Lines holding the string "picture" are the ones to copy; find them all in the data.

— DATA SECTION —
-*-*-
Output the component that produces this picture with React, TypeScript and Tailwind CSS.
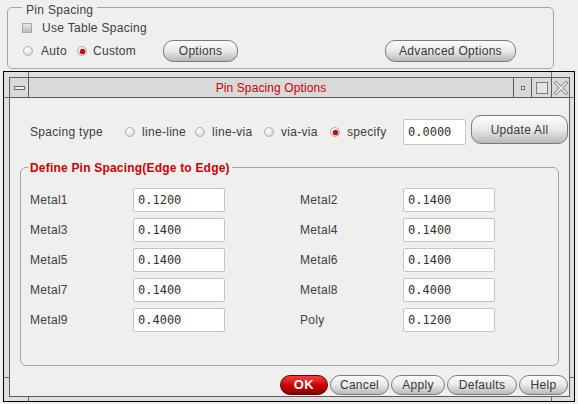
import React from 'react';

// Motif-style "Pin Spacing" panel with the Pin Spacing Options dialog

const FONT = { fontFamily: '"Liberation Sans", Arial, sans-serif' };
const MONO = { fontFamily: '"DejaVu Sans Mono", "Liberation Mono", monospace' };

const Radio: React.FC<{ checked?: boolean }> = ({ checked }) => (
  <span className="inline-flex h-[10px] w-[10px] shrink-0 items-center justify-center rounded-full border border-[#b0b0b0] bg-[radial-gradient(circle_at_35%_30%,#ffffff,#cfcfcf)]">
    {checked && <span className="h-[5px] w-[5px] rounded-full bg-[#d40000] shadow-[0_0_1px_#700]" />}
  </span>
);

const Checkbox: React.FC = () => (
  <span className="inline-block h-[10px] w-[10px] shrink-0 border border-[#a8a8a8] bg-linear-to-b from-[#e6e6e6] to-[#bdbdbd]" />
);

const PillButton: React.FC<{ label: string; width: string; height: string; primary?: boolean }> = ({
  label,
  width,
  height,
  primary,
}) =>
  primary ? (
    <button
      className={`${width} ${height} flex shrink-0 items-center justify-center rounded-[10px] border border-[#6a0000] bg-linear-to-b from-[#ff3a3a] via-[#cc0000] to-[#8a0000] text-[13px] font-bold tracking-[0.5px] text-white`}
    >
      {label}
    </button>
  ) : (
    <button
      className={`${width} ${height} flex shrink-0 items-center justify-center rounded-[10px] border border-[#7c7c7c] bg-linear-to-b from-[#fdfdfd] via-[#e9e9e9] to-[#b9b9b9] text-[12px] tracking-[0.3px] text-[#383838]`}
    >
      {label}
    </button>
  );

const ValueBox: React.FC<{ value: string; width: string; height: string }> = ({ value, width, height }) => (
  <div
    className={`${width} ${height} flex shrink-0 items-center rounded-[2px] border border-[#c4c4c4] bg-white pl-[4px] text-[12px] text-[#333]`}
    style={MONO}
  >
    {value}
  </div>
);

const rows = [
  ['Metal1', '0.1200', 'Metal2', '0.1400'],
  ['Metal3', '0.1400', 'Metal4', '0.1400'],
  ['Metal5', '0.1400', 'Metal6', '0.1400'],
  ['Metal7', '0.1400', 'Metal8', '0.4000'],
  ['Metal9', '0.4000', 'Poly', '0.1200'],
];

const App: React.FC = () => {
  return (
    <div className="h-[404px] w-[578px] overflow-hidden bg-[#efefef] text-[12px] text-[#404040]" style={FONT}>
      {/* Pin Spacing group */}
      <div className="relative ml-[7px] mt-[7px] h-[62px] w-[547px] rounded-[5px] border border-[#a4a4a4] pl-[14px] pt-[13px]">
        <span className="absolute -top-[5px] left-[14px] bg-[#efefef] px-[4px] leading-[14px] tracking-[0.3px]">
          Pin Spacing
        </span>
        <div className="flex h-[14px] items-center">
          <Checkbox />
          <span className="ml-[10px] tracking-[0.3px]">Use Table Spacing</span>
        </div>
        <div className="mt-[5px] flex h-[22px] items-center">
          <div className="flex w-[55px] items-center pl-[1px]">
            <Radio />
            <span className="ml-[8px] tracking-[0.3px]">Auto</span>
          </div>
          <div className="flex w-[86px] items-center">
            <Radio checked />
            <span className="ml-[6px] tracking-[0.3px]">Custom</span>
          </div>
          <PillButton label="Options" width="w-[75px]" height="h-[22px]" />
          <div className="ml-[147px]">
            <PillButton label="Advanced Options" width="w-[131px]" height="h-[22px]" />
          </div>
        </div>
      </div>

      {/* Pin Spacing Options window */}
      <div className="relative ml-[3px] mt-[2px] h-[331px] w-[572px] border border-black bg-[#dedede] pb-[4px] pl-[5px] pr-[4px] pt-[5px]">
        {/* frame resize handle ticks */}
        <span className="absolute left-[24px] top-0 h-[5px] w-px bg-[#707070]" />
        <span className="absolute left-[547px] top-0 h-[5px] w-px bg-[#707070]" />
        <span className="absolute bottom-0 left-[24px] h-[4px] w-px bg-[#707070]" />
        <span className="absolute bottom-0 left-[547px] h-[4px] w-px bg-[#707070]" />
        <span className="absolute left-0 top-[25px] h-px w-[5px] bg-[#707070]" />
        <span className="absolute left-0 top-[305px] h-px w-[5px] bg-[#707070]" />
        <span className="absolute right-0 top-[25px] h-px w-[4px] bg-[#707070]" />
        <span className="absolute right-0 top-[305px] h-px w-[4px] bg-[#707070]" />

        <div className="flex h-full flex-col border border-[#5c5c5c]">
          {/* title bar */}
          <div className="flex h-[20px] shrink-0 border-b border-[#5c5c5c] bg-[#d9d9d9]">
            <div className="flex w-[19px] items-center justify-center border-r border-[#5c5c5c]">
              <span className="h-[4px] w-[11px] border border-[#6a6a6a] bg-[#f2f2f2]" />
            </div>
            <div className="flex flex-1 items-center justify-center tracking-[0.1px] text-[#d00000]">
              Pin Spacing Options
            </div>
            <div className="flex w-[18px] items-center justify-center border-l border-[#5c5c5c]">
              <span className="h-[4px] w-[4px] border border-[#6a6a6a] bg-[#f2f2f2]" />
            </div>
            <div className="flex w-[20px] items-center justify-center border-l border-[#5c5c5c]">
              <span className="h-[12px] w-[12px] border border-[#7a7a7a] bg-[#e4e4e4]" />
            </div>
            <div className="flex w-[18px] items-center justify-center border-l border-[#5c5c5c]">
              <svg width="14" height="14" viewBox="0 0 14 14">
                <path d="M2 2 L12 12 M12 2 L2 12" stroke="#8a8a8a" strokeWidth="3.4" strokeLinecap="square" />
                <path d="M2 2 L12 12 M12 2 L2 12" stroke="#f0f0f0" strokeWidth="1.6" strokeLinecap="square" />
              </svg>
            </div>
          </div>

          {/* dialog body */}
          <div className="flex flex-1 flex-col bg-[#efefef]">
            <div className="mt-[17px] flex h-[30px] items-start pl-[20px]">
              <div className="flex h-[34px] items-center">
                <span className="w-[95px] tracking-[0.3px]">Spacing type</span>
                <div className="flex w-[70px] items-center">
                  <Radio />
                  <span className="ml-[7px] tracking-[0.3px]">line-line</span>
                </div>
                <div className="flex w-[69px] items-center">
                  <Radio />
                  <span className="ml-[7px] tracking-[0.3px]">line-via</span>
                </div>
                <div className="flex w-[66px] items-center">
                  <Radio />
                  <span className="ml-[7px] tracking-[0.3px]">via-via</span>
                </div>
                <div className="flex w-[73px] items-center">
                  <Radio checked />
                  <span className="ml-[7px] tracking-[0.3px]">specify</span>
                </div>
              </div>
              <div className="mt-[4px]">
                <ValueBox value="0.0000" width="w-[63px]" height="h-[26px]" />
              </div>
              <div className="ml-[5px]">
                <PillButton label="Update All" width="w-[97px]" height="h-[29px]" />
              </div>
            </div>

            {/* Define Pin Spacing group */}
            <div className="relative ml-[10px] mt-[22px] h-[199px] w-[539px] rounded-[6px] border border-[#a4a4a4] pl-[9px] pt-[20px]">
              <span className="absolute -top-[7px] left-[7px] bg-[#efefef] px-[2px] font-bold leading-[14px] tracking-[0.2px] text-[#d00000]">
                Define Pin Spacing(Edge to Edge)
              </span>
              <div className="flex flex-col gap-[6px]">
                {rows.map(([l1, v1, l2, v2]) => (
                  <div key={l1} className="flex h-[24px] items-center">
                    <span className="w-[103px] tracking-[0.3px]">{l1}</span>
                    <ValueBox value={v1} width="w-[92px]" height="h-[24px]" />
                    <span className="ml-[75px] w-[103px] tracking-[0.3px]">{l2}</span>
                    <ValueBox value={v2} width="w-[92px]" height="h-[24px]" />
                  </div>
                ))}
              </div>
            </div>

            {/* bottom buttons */}
            <div className="mt-[9px] flex justify-end gap-[2px] pr-[1px]">
              <PillButton label="OK" width="w-[48px]" height="h-[20px]" primary />
              <PillButton label="Cancel" width="w-[59px]" height="h-[20px]" />
              <PillButton label="Apply" width="w-[54px]" height="h-[20px]" />
              <PillButton label="Defaults" width="w-[70px]" height="h-[20px]" />
              <PillButton label="Help" width="w-[49px]" height="h-[20px]" />
            </div>
          </div>
        </div>
      </div>
    </div>
  );
};

export default App;
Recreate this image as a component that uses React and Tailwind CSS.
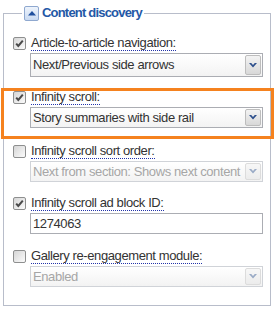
import React from "react";

const font = { fontFamily: '"Liberation Sans", Arial, sans-serif' };

function Check({ checked }) {
  return (
    <div className="relative h-[13px] w-[13px] shrink-0 rounded-[2px] border border-[#8e8f8f] bg-gradient-to-br from-[#d6d6d6] to-[#fbfbfb]">
      {checked && (
        <svg className="absolute left-[0px] top-[0px]" width="11" height="11" viewBox="0 0 11 11">
          <path d="M2.2 5.6 L4.3 8 L8.8 2.6" fill="none" stroke="#4a4a4a" strokeWidth="2" />
        </svg>
      )}
    </div>
  );
}

function Chevron({ disabled }) {
  return (
    <svg width="8" height="5" viewBox="0 0 8 5">
      <polygon points="0,0 2.2,0 4,1.9 5.8,0 8,0 4,4.6" fill={disabled ? "#9aabc6" : "#2d4f8c"} />
    </svg>
  );
}

function Label({ children }) {
  return (
    <div className="flex h-[16px] items-center">
      <span className="border-b border-dotted border-[#2233aa] text-[13px] leading-[14px] tracking-[-0.4px] text-[#333333]">
        {children}
      </span>
    </div>
  );
}

function Select({ text, disabled, tall }) {
  return (
    <div
      className={`flex ${tall ? "h-[24px]" : "h-[21px]"} items-center border ${
        disabled ? "border-[#d0d3d8]" : "border-[#abadb3]"
      } bg-gradient-to-b from-white to-[#f3f3f3] pl-[2px] pr-[1px]`}
    >
      <span
        className={`flex-1 overflow-hidden whitespace-nowrap text-[13px] leading-[16px] tracking-[-0.4px] ${
          disabled ? "text-[#a6a6a6]" : "text-[#333333]"
        }`}
      >
        {text}
      </span>
      <div
        className={`flex ${tall ? "h-[20px]" : "h-[17px]"} w-[16px] items-center justify-center rounded-[2px] border ${
          disabled ? "border-[#dcdcdc] from-[#f7f7f7] to-[#ececec]" : "border-[#bdbdbd] from-[#f3f3f3] to-[#d8d8d8]"
        } bg-gradient-to-b`}
      >
        <Chevron disabled={disabled} />
      </div>
    </div>
  );
}

function Row({ label, checked, children, className = "" }) {
  return (
    <div className={className}>
      <div className="flex items-center gap-[5px]">
        <Check checked={checked} />
        <Label>{label}</Label>
      </div>
      <div className="ml-[17px] mt-[2px]">{children}</div>
    </div>
  );
}

export default function App() {
  return (
    <div className="relative h-[311px] w-[276px] bg-white" style={font}>
      <fieldset className="ml-[3px] mt-[5px] w-[268px] border border-[#b8bdca] pb-[18px] pl-[9px] pr-[7px]">
        <legend className="ml-[9px] flex h-[16px] items-center px-[2px]">
          <div className="flex h-[15px] w-[15px] items-center justify-center rounded-[2px] border border-[#8fa8cf] bg-gradient-to-b from-[#eef4fc] to-[#c9daf2]">
            <svg width="8" height="5" viewBox="0 0 8 5">
              <polygon points="4,0 8,4.5 0,4.5" fill="#1f4f9e" />
            </svg>
          </div>
          <span className="ml-[3px] text-[13px] font-bold leading-[16px] tracking-[-0.8px] text-[#2458a6]">
            Content discovery
          </span>
        </legend>
        <Row label="Article-to-article navigation:" checked className="mt-[14px]">
          <Select text="Next/Previous side arrows" tall />
        </Row>
        <Row label="Infinity scroll:" checked className="mt-[12px]">
          <Select text="Story summaries with side rail" />
        </Row>
        <Row label="Infinity scroll sort order:" className="mt-[15px]">
          <Select text="Next from section: Shows next content" disabled />
        </Row>
        <Row label="Infinity scroll ad block ID:" checked className="mt-[13px]">
          <div className="flex h-[21px] items-center border border-[#abadb3] bg-white pl-[2px]">
            <span className="text-[13px] leading-[16px] tracking-[-0.4px] text-[#333333]">1274063</span>
          </div>
        </Row>
        <Row label="Gallery re-engagement module:" className="mt-[14px]">
          <Select text="Enabled" disabled />
        </Row>
      </fieldset>
      <div className="absolute left-[1px] top-[83px] h-[51px] w-[273px] border-[3px] border-[#f5821f]" />
    </div>
  );
}
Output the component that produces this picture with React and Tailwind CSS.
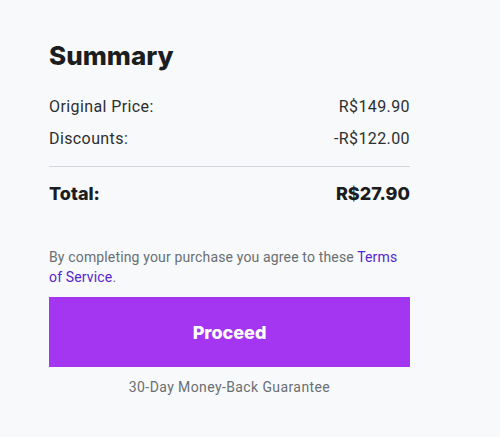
export default function App() {
  return (
    <div
      className="min-h-[437px] bg-[#f7f9fa] px-[49px] pt-[40px]"
      style={{ fontFamily: "Roboto, 'Liberation Sans', sans-serif" }}
    >
      <div className="w-[361px]">
        <h2
          className="text-[26px] leading-[31.2px] font-extrabold text-[#1c1d1f]"
          style={{ fontFamily: "Inter, sans-serif" }}
        >
          Summary
        </h2>

        <div className="mt-[24px] flex flex-col gap-[8px] text-[16px] leading-[24px] tracking-[0.4px] text-[#2d2f31]">
          <div className="flex justify-between">
            <span>Original Price:</span>
            <span>R$149.90</span>
          </div>
          <div className="flex justify-between">
            <span>Discounts:</span>
            <span>-R$122.00</span>
          </div>
        </div>

        <div className="mt-[15px] border-t border-[#d1d7dc]" />

        <div
          className="mt-[15px] flex justify-between text-[18px] leading-[24px] font-extrabold text-[#1c1d1f]"
          style={{ fontFamily: "Inter, sans-serif" }}
        >
          <span>Total:</span>
          <span>R$27.90</span>
        </div>

        <p className="mt-[41px] text-[14px] leading-[20px] tracking-[0.15px] text-[#6a6f73]">
          By completing your purchase you agree to these{" "}
          <a href="#" className="text-[#5624d0]">
            Terms of Service
          </a>
          .
        </p>

        <button
          className="mt-[10px] h-[70px] w-full bg-[#a435f0] text-[18px] font-extrabold text-white"
          style={{ fontFamily: "Inter, sans-serif" }}
        >
          Proceed
        </button>

        <p className="mt-[10px] text-center text-[14px] leading-[20px] tracking-[0.4px] text-[#6a6f73]">
          30-Day Money-Back Guarantee
        </p>
      </div>
    </div>
  );
}
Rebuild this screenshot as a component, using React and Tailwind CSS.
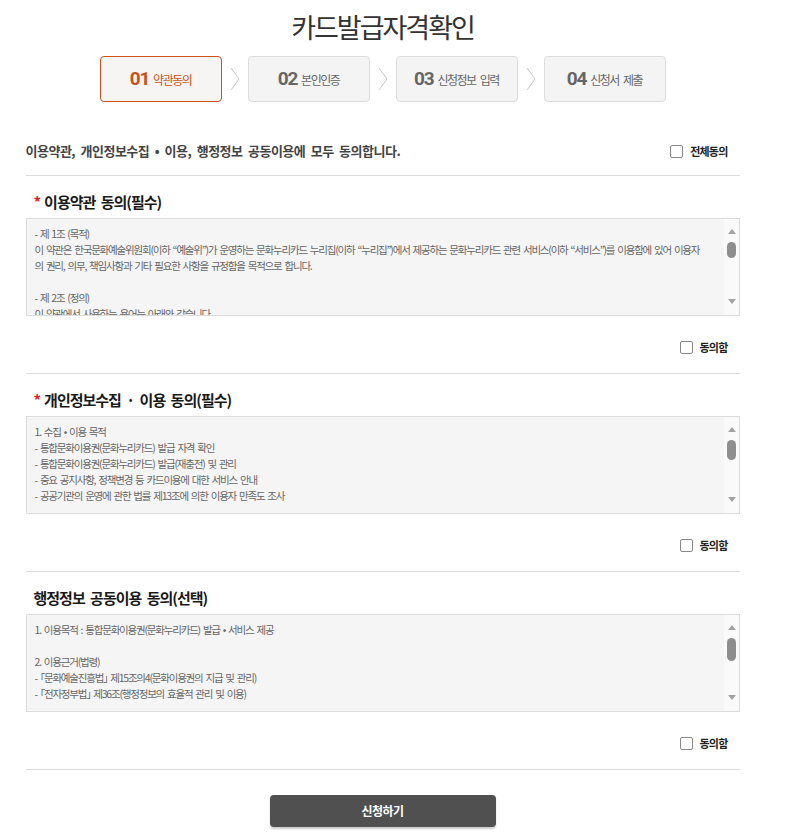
import React from "react";

function Step({ num, label, active }) {
  return (
    <div
      className={
        active
          ? "w-[122px] h-[46px] rounded-[4px] border border-[#c9521a] bg-[#f6f5f4] flex items-center justify-center gap-[4px] text-[#c9521a]"
          : "w-[122px] h-[46px] rounded-[4px] border border-[#dcdcdc] bg-[#f4f4f4] flex items-center justify-center gap-[4px] text-[#666]"
      }
    >
      <span className="text-[19px] font-bold tracking-[-1.2px] font-['Roboto',sans-serif]">{num}</span>
      <span className="text-[12px] tracking-[-1.5px] [word-spacing:3px] pt-[1px]">{label}</span>
    </div>
  );
}

function Chevron() {
  return (
    <svg width="26" height="46" viewBox="0 0 26 46" className="shrink-0">
      <polyline points="9,12 17,23 9,34" fill="none" stroke="#c8c8c8" strokeWidth="1" />
    </svg>
  );
}

function Box({ lines, thumbH, halt }) {
  return (
    <div className="h-[98px] border border-[#dcdcdc] bg-[#f5f5f5] flex overflow-hidden">
      <div
        className={
          halt
            ? "flex-1 pl-[8px] pt-[7px] text-[10.5px] leading-[16px] text-[#666] tracking-[-1.2px] [word-spacing:1.8px] overflow-hidden [font-feature-settings:'halt']"
            : "flex-1 pl-[8px] pt-[7px] text-[10.5px] leading-[16px] text-[#666] tracking-[-1.2px] [word-spacing:1.8px] overflow-hidden"
        }
      >
        {lines.map((l, i) => (
          <div key={i} className="whitespace-nowrap h-[16px]">
            {l}
          </div>
        ))}
      </div>
      <div className="w-[15px] bg-[#fafafa] relative shrink-0">
        <svg width="8" height="5" viewBox="0 0 8 5" className="absolute left-[4px] top-[10px]">
          <polygon points="4,0 8,5 0,5" fill="#a3a3a3" />
        </svg>
        <div className="absolute left-[3px] top-[23px] w-[9px] rounded-full bg-[#8e8e8e]" style={{ height: thumbH }} />
        <svg width="8" height="5" viewBox="0 0 8 5" className="absolute left-[4px] top-[80px]">
          <polygon points="0,0 8,0 4,5" fill="#a3a3a3" />
        </svg>
      </div>
    </div>
  );
}

function Check({ label }) {
  return (
    <div className="flex items-center gap-[7px]">
      <div className="w-[13px] h-[13px] border border-[#888] rounded-[2px] bg-white" />
      <span className="text-[11px] font-bold text-[#222] tracking-[-0.8px]">{label}</span>
    </div>
  );
}

function Section({ title, required, lines, thumbH, halt }) {
  return (
    <div className="border-b border-[#dcdcdc]">
      <div className="pt-[16px] h-[42px] pl-[8px] flex items-start">
        <div className="flex items-center h-[20px] text-[15px] font-bold text-[#1a1a1a] tracking-[-1px] [word-spacing:3px]">
          {required && <span className="text-[#e3231b] mr-[4px] text-[15px]">*</span>}
          <span>{title}</span>
        </div>
      </div>
      <Box lines={lines} thumbH={thumbH} halt={halt} />
      <div className="h-[57px] pt-[6px] flex items-center justify-end pr-[12px]">
        <Check label="동의함" />
      </div>
    </div>
  );
}

export default function App() {
  return (
    <div className="w-[765px] bg-white font-['Noto_Sans_CJK_KR',sans-serif] pb-[10px]">
      <div className="pt-[10px] text-center text-[27px] leading-[34px] text-[#333] tracking-[-2px]">
        카드발급자격확인
      </div>
      <div className="mt-[12px] flex justify-center">
        <Step num="01" label="약관동의" active />
        <Chevron />
        <Step num="02" label="본인인증" />
        <Chevron />
        <Step num="03" label="신청정보 입력" />
        <Chevron />
        <Step num="04" label="신청서 제출" />
      </div>
      <div className="mx-auto w-[714px]">
        <div className="border-b border-[#dcdcdc] pt-[39px] pb-[14px] flex items-center justify-between">
          <div className="h-[20px] flex items-center text-[13px] font-bold text-[#444] tracking-[-0.5px] [word-spacing:3px]">
            이용약관, 개인정보수집 • 이용, 행정정보 공동이용에 모두 동의합니다.
          </div>
          <div className="pr-[12px]">
            <Check label="전체동의" />
          </div>
        </div>
        <Section
          title="이용약관 동의(필수)"
          required
          thumbH={16}
          lines={[
            "- 제 1조 (목적)",
            "이 약관은 한국문화예술위원회(이하 “예술위”)가 운영하는 문화누리카드 누리집(이하 “누리집”)에서 제공하는 문화누리카드 관련 서비스(이하 “서비스”)를 이용함에 있어 이용자",
            "의 권리, 의무, 책임사항과 기타 필요한 사항을 규정함을 목적으로 합니다.",
            "\u00a0",
            "- 제 2조 (정의)",
            "이 약관에서 사용하는 용어는 아래와 같습니다.",
          ]}
        />
        <Section
          title="개인정보수집 · 이용 동의(필수)"
          required
          thumbH={20}
          lines={[
            "1. 수집 • 이용 목적",
            "- 통합문화이용권(문화누리카드) 발급 자격 확인",
            "- 통합문화이용권(문화누리카드) 발급(재충전) 및 관리",
            "- 중요 공지사항, 정책변경 등 카드이용에 대한 서비스 안내",
            "- 공공기관의 운영에 관한 법률 제13조에 의한 이용자 만족도 조사",
          ]}
        />
        <Section
          title="행정정보 공동이용 동의(선택)"
          thumbH={23}
          halt
          lines={[
            "1. 이용목적 : 통합문화이용권(문화누리카드) 발급 • 서비스 제공",
            "\u00a0",
            "2. 이용근거(법령)",
            "- 「문화예술진흥법」 제15조의4(문화이용권의 지급 및 관리)",
            "- 「전자정부법」 제36조(행정정보의 효율적 관리 및 이용)",
          ]}
        />
        <div className="mt-[25px] flex justify-center">
          <button className="w-[226px] h-[32px] rounded-[4px] bg-[#505050] text-white text-[12px] font-bold tracking-[-0.6px] shadow-[0_2px_2px_rgba(0,0,0,0.2)]">
            신청하기
          </button>
        </div>
      </div>
    </div>
  );
}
-*-*-
— THE RESPONSE —
Output the component that produces this picture with React, TypeScript and Tailwind CSS.
Output the component that produces this picture with React and Tailwind CSS.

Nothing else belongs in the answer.